▶ TASK INSTRUCTIONS
Can you write out all the lines word for word, with no pictures?

▶ MATERIAL PROVIDED
====================
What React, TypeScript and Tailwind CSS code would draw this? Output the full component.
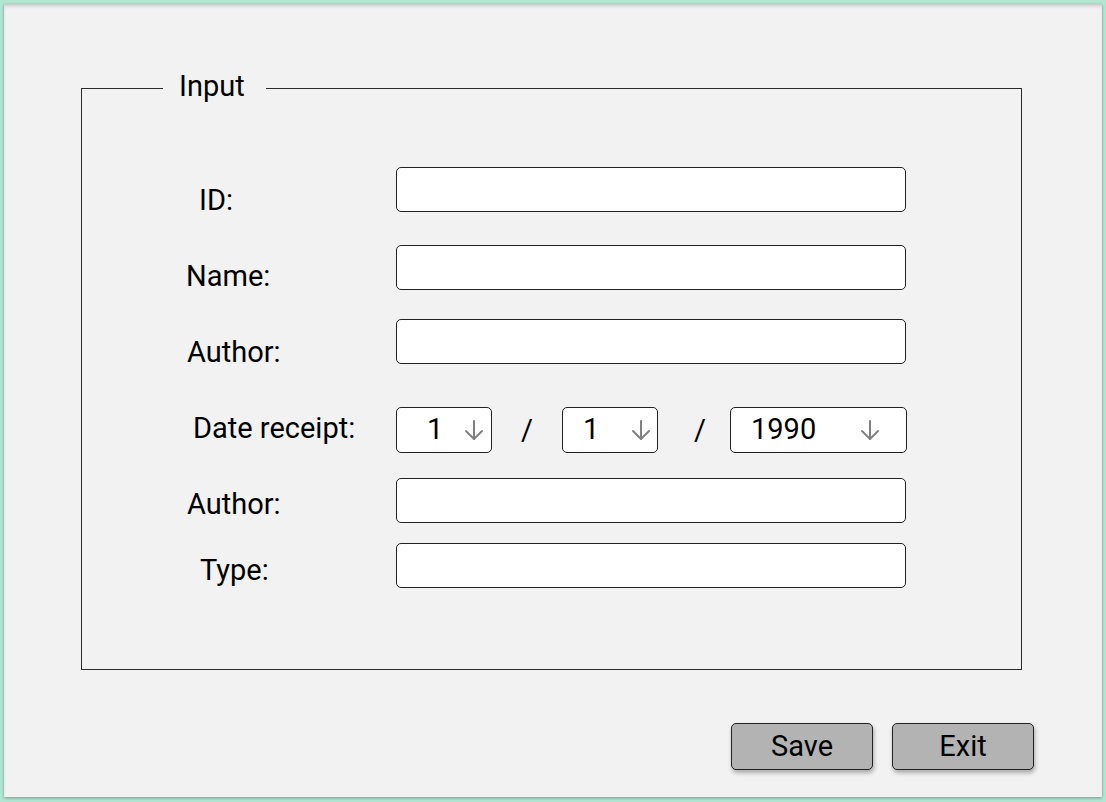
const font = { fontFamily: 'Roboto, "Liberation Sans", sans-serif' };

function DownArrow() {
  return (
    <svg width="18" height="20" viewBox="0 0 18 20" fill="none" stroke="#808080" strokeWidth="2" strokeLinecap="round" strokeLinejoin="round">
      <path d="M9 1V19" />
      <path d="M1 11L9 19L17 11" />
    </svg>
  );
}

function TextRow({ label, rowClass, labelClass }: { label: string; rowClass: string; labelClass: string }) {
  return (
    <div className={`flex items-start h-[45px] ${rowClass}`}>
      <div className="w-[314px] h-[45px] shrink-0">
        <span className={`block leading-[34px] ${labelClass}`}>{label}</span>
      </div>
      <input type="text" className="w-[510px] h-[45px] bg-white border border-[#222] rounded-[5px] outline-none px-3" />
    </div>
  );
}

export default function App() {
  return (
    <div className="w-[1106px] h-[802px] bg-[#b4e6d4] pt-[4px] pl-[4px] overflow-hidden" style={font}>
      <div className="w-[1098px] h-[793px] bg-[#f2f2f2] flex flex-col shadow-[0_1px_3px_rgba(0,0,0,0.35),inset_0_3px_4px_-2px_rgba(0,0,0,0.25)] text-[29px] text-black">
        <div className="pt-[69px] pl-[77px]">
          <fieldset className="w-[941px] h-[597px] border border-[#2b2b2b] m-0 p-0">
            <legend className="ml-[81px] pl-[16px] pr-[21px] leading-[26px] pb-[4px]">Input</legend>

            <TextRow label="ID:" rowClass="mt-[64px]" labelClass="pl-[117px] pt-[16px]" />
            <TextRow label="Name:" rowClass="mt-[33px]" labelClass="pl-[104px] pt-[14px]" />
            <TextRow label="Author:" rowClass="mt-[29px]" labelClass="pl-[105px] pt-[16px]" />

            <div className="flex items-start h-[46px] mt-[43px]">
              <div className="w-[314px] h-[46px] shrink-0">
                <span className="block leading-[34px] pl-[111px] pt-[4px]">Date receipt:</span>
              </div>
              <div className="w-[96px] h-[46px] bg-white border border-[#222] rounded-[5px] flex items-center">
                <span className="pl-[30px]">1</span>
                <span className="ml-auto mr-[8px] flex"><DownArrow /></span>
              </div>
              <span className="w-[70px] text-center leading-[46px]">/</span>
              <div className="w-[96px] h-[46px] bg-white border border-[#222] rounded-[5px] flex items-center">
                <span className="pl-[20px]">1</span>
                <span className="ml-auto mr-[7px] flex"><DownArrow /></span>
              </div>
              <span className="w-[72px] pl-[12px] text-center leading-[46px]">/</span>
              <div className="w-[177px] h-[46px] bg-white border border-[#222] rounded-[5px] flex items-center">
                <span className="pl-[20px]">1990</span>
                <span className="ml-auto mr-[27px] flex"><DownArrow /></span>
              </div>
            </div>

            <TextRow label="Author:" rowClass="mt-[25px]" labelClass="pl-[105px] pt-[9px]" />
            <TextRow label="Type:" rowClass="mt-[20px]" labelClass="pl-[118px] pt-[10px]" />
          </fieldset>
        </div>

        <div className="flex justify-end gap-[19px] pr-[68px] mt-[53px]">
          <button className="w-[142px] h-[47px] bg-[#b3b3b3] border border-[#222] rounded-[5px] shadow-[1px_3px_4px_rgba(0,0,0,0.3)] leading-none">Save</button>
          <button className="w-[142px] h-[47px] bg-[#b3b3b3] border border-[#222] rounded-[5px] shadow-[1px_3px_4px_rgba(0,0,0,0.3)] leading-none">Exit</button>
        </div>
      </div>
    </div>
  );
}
====================
▶ OUTPUT
What React, TypeScript and Tailwind CSS code would draw this? Output the full component.
const font = { fontFamily: 'Roboto, "Liberation Sans", sans-serif' };

function DownArrow() {
  return (
    <svg width="18" height="20" viewBox="0 0 18 20" fill="none" stroke="#808080" strokeWidth="2" strokeLinecap="round" strokeLinejoin="round">
      <path d="M9 1V19" />
      <path d="M1 11L9 19L17 11" />
    </svg>
  );
}

function TextRow({ label, rowClass, labelClass }: { label: string; rowClass: string; labelClass: string }) {
  return (
    <div className={`flex items-start h-[45px] ${rowClass}`}>
      <div className="w-[314px] h-[45px] shrink-0">
        <span className={`block leading-[34px] ${labelClass}`}>{label}</span>
      </div>
      <input type="text" className="w-[510px] h-[45px] bg-white border border-[#222] rounded-[5px] outline-none px-3" />
    </div>
  );
}

export default function App() {
  return (
    <div className="w-[1106px] h-[802px] bg-[#b4e6d4] pt-[4px] pl-[4px] overflow-hidden" style={font}>
      <div className="w-[1098px] h-[793px] bg-[#f2f2f2] flex flex-col shadow-[0_1px_3px_rgba(0,0,0,0.35),inset_0_3px_4px_-2px_rgba(0,0,0,0.25)] text-[29px] text-black">
        <div className="pt-[69px] pl-[77px]">
          <fieldset className="w-[941px] h-[597px] border border-[#2b2b2b] m-0 p-0">
            <legend className="ml-[81px] pl-[16px] pr-[21px] leading-[26px] pb-[4px]">Input</legend>

            <TextRow label="ID:" rowClass="mt-[64px]" labelClass="pl-[117px] pt-[16px]" />
            <TextRow label="Name:" rowClass="mt-[33px]" labelClass="pl-[104px] pt-[14px]" />
            <TextRow label="Author:" rowClass="mt-[29px]" labelClass="pl-[105px] pt-[16px]" />

            <div className="flex items-start h-[46px] mt-[43px]">
              <div className="w-[314px] h-[46px] shrink-0">
                <span className="block leading-[34px] pl-[111px] pt-[4px]">Date receipt:</span>
              </div>
              <div className="w-[96px] h-[46px] bg-white border border-[#222] rounded-[5px] flex items-center">
                <span className="pl-[30px]">1</span>
                <span className="ml-auto mr-[8px] flex"><DownArrow /></span>
              </div>
              <span className="w-[70px] text-center leading-[46px]">/</span>
              <div className="w-[96px] h-[46px] bg-white border border-[#222] rounded-[5px] flex items-center">
                <span className="pl-[20px]">1</span>
                <span className="ml-auto mr-[7px] flex"><DownArrow /></span>
              </div>
              <span className="w-[72px] pl-[12px] text-center leading-[46px]">/</span>
              <div className="w-[177px] h-[46px] bg-white border border-[#222] rounded-[5px] flex items-center">
                <span className="pl-[20px]">1990</span>
                <span className="ml-auto mr-[27px] flex"><DownArrow /></span>
              </div>
            </div>

            <TextRow label="Author:" rowClass="mt-[25px]" labelClass="pl-[105px] pt-[9px]" />
            <TextRow label="Type:" rowClass="mt-[20px]" labelClass="pl-[118px] pt-[10px]" />
          </fieldset>
        </div>

        <div className="flex justify-end gap-[19px] pr-[68px] mt-[53px]">
          <button className="w-[142px] h-[47px] bg-[#b3b3b3] border border-[#222] rounded-[5px] shadow-[1px_3px_4px_rgba(0,0,0,0.3)] leading-none">Save</button>
          <button className="w-[142px] h-[47px] bg-[#b3b3b3] border border-[#222] rounded-[5px] shadow-[1px_3px_4px_rgba(0,0,0,0.3)] leading-none">Exit</button>
        </div>
      </div>
    </div>
  );
}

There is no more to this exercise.